Thank you, Eric! And I’m glad to hear your second opinion on these topics. It’s a great lens for DX or 5×7 crops – I like 5×7 more than 2×3 anyway a lot of times.
The lens design is really surprising, you’re right. The optical construction diagram looks completely backwards, with a large and bulbous element at the back! It’s not a lens that would have been possible on a smaller mount. It probably shows that Nikon was pushing against the physical limits of optical quality for such a tiny lens.
It seems that Nikon may have created a solution in search of a problem by building two lenses that are both compact, differing just 2mm in focal length. I have the 40mm and will probably look for a used 28mm instead of this lens. Thank you for the review!
You’re welcome, glad it was useful!
Maybe we need to look at this lens from an other perspective. Just imagine that Nikon had announced it as a DX lens, that can also be used – with a few compromises – on FX bodies. You would have tested it on a DX body and, while the handling issues would have remained, you would have praised the good center-to-corner sharpness and basically non-existent vignetting. Even for a DX lens, it would still be very compact, and the 40 mm FF-equivalent a nice all-purpose focal length.
That the lens could also be used as FX lens would have been an added bonus, and the increase in vignetting and decrease in corner sharpness an unavoidable compromise.
Of course, that’s not how the lens was marketed – but I still think this lens makes a lot more sense if you consider using it on both FX and DX bodies.
Nonetheless, I’m a bit disappointed – not because of the flaws of the lens, but by its price. At half the price, it would have been a no-brainer for me.
That’s a good way to think about it. And you’re right – if the price of this lens were equal to the price of the 28mm f/2.8, my recommendation would be more 50/50 between the two of them.
Thank you for providing us with some entertainment that will distract from the impending demise of DPReview. :)
It looks like the 26/2.8 will be mostly for people who need/want the smallest possible size, are not price sensitive, and shoot mostly wide open (bokeh is a pleasant surprise). Personally, I would like to like it, but I doubt it would be worth the price for me.
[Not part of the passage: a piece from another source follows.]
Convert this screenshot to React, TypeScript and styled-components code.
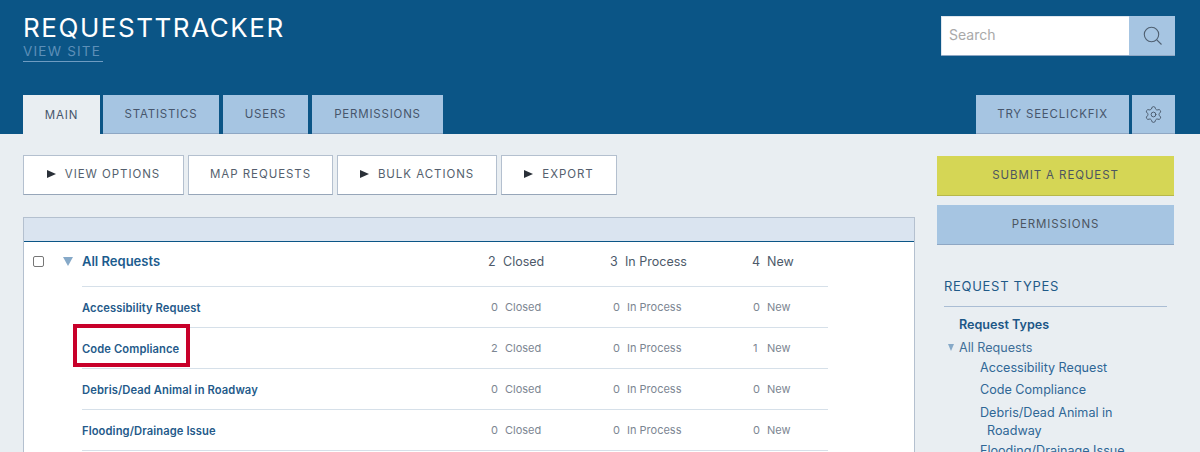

I think you nailed it – this is still a great travel lens, and the f/2.8 performance is surprisingly good. It’s not a perfect lens but still has appeal for the right photographer.
This would be an excellent street travel lens with the 40mm with a full frame camera.
The 40mm pairs really well with this lens, and with the Z 28mm f/2.8. On two trips last year, those were the only two lenses I took! And I was really happy with the results.
Great review. I already own the 28 for my Z5 but I can see the appeal of the 26.
The Z5 + 28 is still a bit too bulky to just throw in a bag, whereas if the 26 sits flush with the grip it would be slightly better.
Really, the 26 makes more sense with something like a Zfc or the rumoured FF Zf if that also has a flat grip.
Thanks Sam, absolutely – there’s a good chance this lens was designed with a different camera in mind, one we haven’t seen yet.
The 26mm f/2.8 does fit flush with the grip on my Z7ii. It takes no more space in my bag or pocket than the camera alone – even with the hood and lens cap in place.
Thank you for your review guys. It is great seeing you guys doing these tests again.
Sure thing, Jeff – I’m glad to be back at it!